The second concern for the liberal order is in the realm of
great-power politics. America is turning inwards just as the global security system
it underwrites faces its biggest challenges in a quarter century, from Vladimir
Putin’s adventurism in Syria to China’s muscle-flexing in the South China Sea.
Mr Putin’s cruise missiles will not win the war for Syria’s dictator, Bashar
al-Assad. But they will prolong the conflict, swell the exodus of refugees to
Europe and so exacerbate the biggest political crisis the European Union has
faced. Across Europe, 2016 will be a year of bitter recriminations and gradual
unravelling. Even if the Schengen system of passport-free travel officially
remains in place, “temporary” border controls will spread, Europe’s frontiers
will be blighted by the barbed-wired perimeters of “migrant processing” camps –
and still hundreds of thousands of refugees will stream in.
The third risk comes from the rich world’s domestic
politics. On both sides of the Atlantic, public trust in government has slumped
and populist policticians are enjoying growing appeal. One strand of populism is
the xenophobic right-wing sort (exemplified by Donald Trump in America or
Marine Le Pen in France). Another is a soak-the-rich left –wing type (see
Jeremy Corbyn, the hard-left new leader of Britain’s Labour Party or Bernie
Sanders, the self-proclaimed democratic socialist who is challenging Hillary
Clinton for the Democratic presidential nomination).

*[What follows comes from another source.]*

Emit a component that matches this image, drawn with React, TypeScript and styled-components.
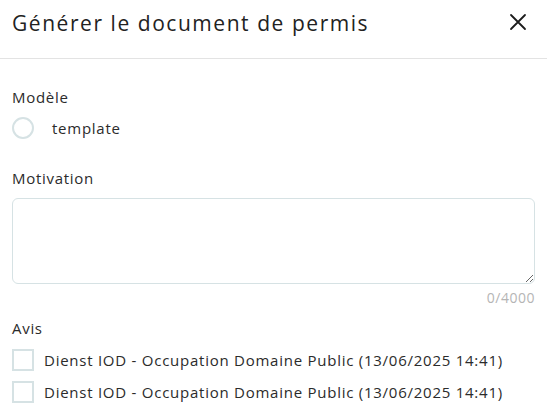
import styled, { createGlobalStyle } from 'styled-components'

const GlobalStyle = createGlobalStyle`
  body {
    margin: 0;
    background: #ffffff;
    font-family: "Open Sans", "Noto Sans", sans-serif;
    color: #2b2b2b;
  }
`

const avisItems = [
  'Dienst IOD - Occupation Domaine Public (13/06/2025 14:41)',
  'Dienst IOD - Occupation Domaine Public (13/06/2025 14:41)'
]

export default function App (): JSX.Element {
  return <Dialog>
    <GlobalStyle/>
    <Header>
      <Title>Générer le document de permis</Title>
      <CloseButton aria-label='Fermer'>
        <svg width='18' height='18' viewBox='0 0 18 18'>
          <path d='M2 2 L16 16 M16 2 L2 16' stroke='#1c1c1c' strokeWidth='1.8' strokeLinecap='round'/>
        </svg>
      </CloseButton>
    </Header>
    <Body>
      <Label $top={28}>Modèle</Label>
      <RadioRow>
        <RadioCircle/>
        <OptionText>template</OptionText>
      </RadioRow>
      <Label $top={29}>Motivation</Label>
      <TextArea/>
      <Counter>0/4000</Counter>
      <Label $top={10}>Avis</Label>
      <CheckList>
        {avisItems.map((item, i) => <CheckRow key={i}>
          <CheckBox/>
          <OptionText>{item}</OptionText>
        </CheckRow>)}
      </CheckList>
    </Body>
  </Dialog>
}

const Dialog = styled.div`
  width: 547px;
  height: 417px;
  overflow: hidden;
`

const Header = styled.header`
  display: flex;
  align-items: center;
  justify-content: space-between;
  height: 58px;
  padding: 0 20px 0 12px;
  border-bottom: 1px solid #e3e3e3;
`

const Title = styled.h2`
  margin: 0;
  font-size: 21px;
  letter-spacing: 1.55px;
  font-weight: 400;
  color: #222222;
  line-height: 28px;
  padding-bottom: 13px;
`

const CloseButton = styled.button`
  border: none;
  background: none;
  padding: 0;
  width: 18px;
  height: 18px;
  margin-bottom: 15px;
  cursor: pointer;
`

const Body = styled.div`
  padding: 0 12px;
  display: flex;
  flex-direction: column;
`

const Label = styled.div<{ $top: number }>`
  margin-top: ${p => p.$top}px;
  font-size: 15px;
  letter-spacing: 0.7px;
  line-height: 20px;
  color: #2b2b2b;
`

const RadioRow = styled.label`
  display: flex;
  align-items: center;
  gap: 18px;
  margin-top: 10px;
  height: 22px;
`

const RadioCircle = styled.span`
  box-sizing: border-box;
  width: 22px;
  height: 22px;
  border-radius: 50%;
  border: 2px solid #d6e2e4;
`

const OptionText = styled.span`
  font-size: 15px;
  letter-spacing: 0.75px;
  line-height: 20px;
  color: #2b2b2b;
`

const TextArea = styled.textarea`
  box-sizing: border-box;
  margin-top: 10px;
  width: 523px;
  height: 86px;
  border: 1px solid #d6e2e4;
  border-radius: 6px;
  resize: vertical;
  outline: none;
  font-family: inherit;
`

const Counter = styled.div`
  margin-top: 4px;
  text-align: right;
  font-size: 14px;
  letter-spacing: 0.5px;
  line-height: 20px;
  color: #b5b5b5;
`

const CheckList = styled.div`
  display: flex;
  flex-direction: column;
  gap: 10px;
  margin-top: 11px;
`

const CheckRow = styled.label`
  display: flex;
  align-items: center;
  gap: 10px;
  height: 22px;
`

const CheckBox = styled.span`
  box-sizing: border-box;
  width: 22px;
  height: 22px;
  border: 2px solid #d6e2e4;
`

These people are all
tapping into a popular disillusionment with the pragmatic political centre.
They have done far better than anyone would have expected even a year ago.
Some of these worries may prove ephemeral. In Britain Mr
Corbyn’s party is in opposition and in a mess. America’s presidential primaries
are often marked by a noisy populism which gives way to centrism when the
general election comes. Some risks will counter each other. Europe’s migrant
crisis will force a short-term rise in public spending that will boost demand
and mitigate the economic hit from slower growth in China.

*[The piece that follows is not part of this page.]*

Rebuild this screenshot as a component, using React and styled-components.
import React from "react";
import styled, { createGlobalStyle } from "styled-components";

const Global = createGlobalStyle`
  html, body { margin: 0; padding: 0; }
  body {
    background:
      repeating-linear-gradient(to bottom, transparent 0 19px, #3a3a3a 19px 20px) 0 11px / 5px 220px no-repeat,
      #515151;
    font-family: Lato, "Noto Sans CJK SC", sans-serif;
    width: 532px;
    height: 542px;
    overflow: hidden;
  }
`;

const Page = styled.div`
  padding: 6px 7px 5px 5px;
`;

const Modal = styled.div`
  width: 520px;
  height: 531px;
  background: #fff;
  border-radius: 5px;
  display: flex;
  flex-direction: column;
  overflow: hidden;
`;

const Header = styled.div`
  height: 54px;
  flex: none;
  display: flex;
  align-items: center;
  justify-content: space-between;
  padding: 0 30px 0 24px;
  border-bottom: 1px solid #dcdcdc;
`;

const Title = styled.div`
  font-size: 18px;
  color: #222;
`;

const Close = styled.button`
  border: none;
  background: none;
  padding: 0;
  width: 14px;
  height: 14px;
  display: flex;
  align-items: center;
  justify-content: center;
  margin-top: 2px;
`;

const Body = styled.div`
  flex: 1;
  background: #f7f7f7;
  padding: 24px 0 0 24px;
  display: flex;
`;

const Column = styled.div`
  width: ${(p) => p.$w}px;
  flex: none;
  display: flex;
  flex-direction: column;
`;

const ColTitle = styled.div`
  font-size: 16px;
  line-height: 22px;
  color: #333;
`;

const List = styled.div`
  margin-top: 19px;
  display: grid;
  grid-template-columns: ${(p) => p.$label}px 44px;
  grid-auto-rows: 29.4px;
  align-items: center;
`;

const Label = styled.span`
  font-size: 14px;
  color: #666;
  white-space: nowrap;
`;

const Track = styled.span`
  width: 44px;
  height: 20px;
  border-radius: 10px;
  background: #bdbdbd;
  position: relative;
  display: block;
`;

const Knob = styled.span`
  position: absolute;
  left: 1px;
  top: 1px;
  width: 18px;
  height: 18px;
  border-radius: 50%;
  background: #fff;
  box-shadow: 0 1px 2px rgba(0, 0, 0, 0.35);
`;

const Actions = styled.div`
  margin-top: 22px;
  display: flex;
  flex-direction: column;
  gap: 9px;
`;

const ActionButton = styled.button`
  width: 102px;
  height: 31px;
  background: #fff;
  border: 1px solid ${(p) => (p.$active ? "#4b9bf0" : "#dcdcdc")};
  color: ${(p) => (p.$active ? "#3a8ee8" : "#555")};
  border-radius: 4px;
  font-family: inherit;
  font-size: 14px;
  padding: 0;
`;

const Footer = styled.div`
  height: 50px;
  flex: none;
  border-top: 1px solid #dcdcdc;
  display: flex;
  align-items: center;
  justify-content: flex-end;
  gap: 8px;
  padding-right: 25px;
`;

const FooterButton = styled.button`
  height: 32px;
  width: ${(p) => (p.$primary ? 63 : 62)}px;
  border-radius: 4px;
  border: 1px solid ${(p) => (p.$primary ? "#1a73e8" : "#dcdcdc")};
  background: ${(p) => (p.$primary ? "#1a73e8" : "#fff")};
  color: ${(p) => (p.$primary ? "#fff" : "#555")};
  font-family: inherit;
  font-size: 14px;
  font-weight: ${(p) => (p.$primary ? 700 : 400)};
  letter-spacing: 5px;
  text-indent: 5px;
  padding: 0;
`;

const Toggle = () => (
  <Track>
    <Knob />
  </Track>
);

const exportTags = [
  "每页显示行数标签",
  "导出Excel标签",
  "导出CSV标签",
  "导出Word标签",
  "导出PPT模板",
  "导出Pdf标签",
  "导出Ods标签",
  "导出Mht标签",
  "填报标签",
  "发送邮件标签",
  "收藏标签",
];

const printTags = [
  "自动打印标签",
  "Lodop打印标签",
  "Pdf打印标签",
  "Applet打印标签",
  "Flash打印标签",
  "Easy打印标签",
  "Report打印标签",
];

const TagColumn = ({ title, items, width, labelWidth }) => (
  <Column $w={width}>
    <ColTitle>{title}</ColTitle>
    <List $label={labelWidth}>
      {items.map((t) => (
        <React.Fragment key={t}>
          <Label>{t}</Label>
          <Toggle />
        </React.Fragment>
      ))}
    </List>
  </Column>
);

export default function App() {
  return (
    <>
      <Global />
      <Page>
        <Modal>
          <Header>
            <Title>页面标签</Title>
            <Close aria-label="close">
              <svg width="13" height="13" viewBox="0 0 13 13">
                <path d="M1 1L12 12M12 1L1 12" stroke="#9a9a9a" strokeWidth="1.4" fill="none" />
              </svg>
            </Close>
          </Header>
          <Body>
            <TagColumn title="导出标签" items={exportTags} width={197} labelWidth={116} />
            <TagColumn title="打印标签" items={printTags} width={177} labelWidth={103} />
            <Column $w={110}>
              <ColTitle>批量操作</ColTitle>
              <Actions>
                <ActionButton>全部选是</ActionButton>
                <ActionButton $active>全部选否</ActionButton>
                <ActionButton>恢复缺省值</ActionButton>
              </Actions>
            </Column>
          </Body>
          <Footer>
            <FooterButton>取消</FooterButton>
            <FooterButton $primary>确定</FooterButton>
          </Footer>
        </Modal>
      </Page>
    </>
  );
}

Still, it would be a grave mistake to be sanguine, not least
because 2016 is a year of high-stakes votes, from America’s presidential
election to (possibly) Britain’s in-or-out referendum on EU membership. More
than is usual in a single year, decisions in 2016 could, as Barack Obama would
say, bend the arc of history. That is why those who believe in an open, liberal
world order need to act more boldly in its defence. Top of the list is Mr Obama
himself. America’s president is still the single-most important individual
defender of liberal internationalism. To uphold it, his remaining year in
office needs to be marked by more active American engagement, particularly in
the Syrian crisis and in the refugee exodus that it has spawned.
Liberal
internationalist of the world, engage!
Mr. Obama has an exceptional responsibility, but all
politicians who value open internationalism need to fight for it. They need to
expose the false logic underpinning xenophobia. The evidence, from America’s
experience in the early 20th century to the Vietnamese boat people,
is unequivocal. Provided they are quickly assimilated and integrated into the
workforce, a tide of migrants is an economic boon --- all the more so in ageing
societies. Shamefully, Angela Merkel, Germany’s chancellor, is the only
European leader brave enough to make this case. If the EU is to survive, others
need to join her.
At the same time, the genuine problems of sluggish growth
and stagnant wages demand bolder solutions, not populist quick fixes. Big ideas
exist, whether large-scale investment in infrastructure or dramatic reforms of
education and training. But too many politicians are trapped by a small-bore
mentality: a tweak to an existing scheme here, a fiddle with a tax rate there.
From the devolution of decision-making to the overhaul of schools, Britain’s
Conservative government is the closest the rich world currently comes to a
radical-centrist agenda, though it is marred by a misguided desire to cut tax
credits for the working poor. Others need to emulate its ambition.
If market-friendly internationalism is to prosper,
small-bore will not do. In 2016 it is time for radicalism at the centre.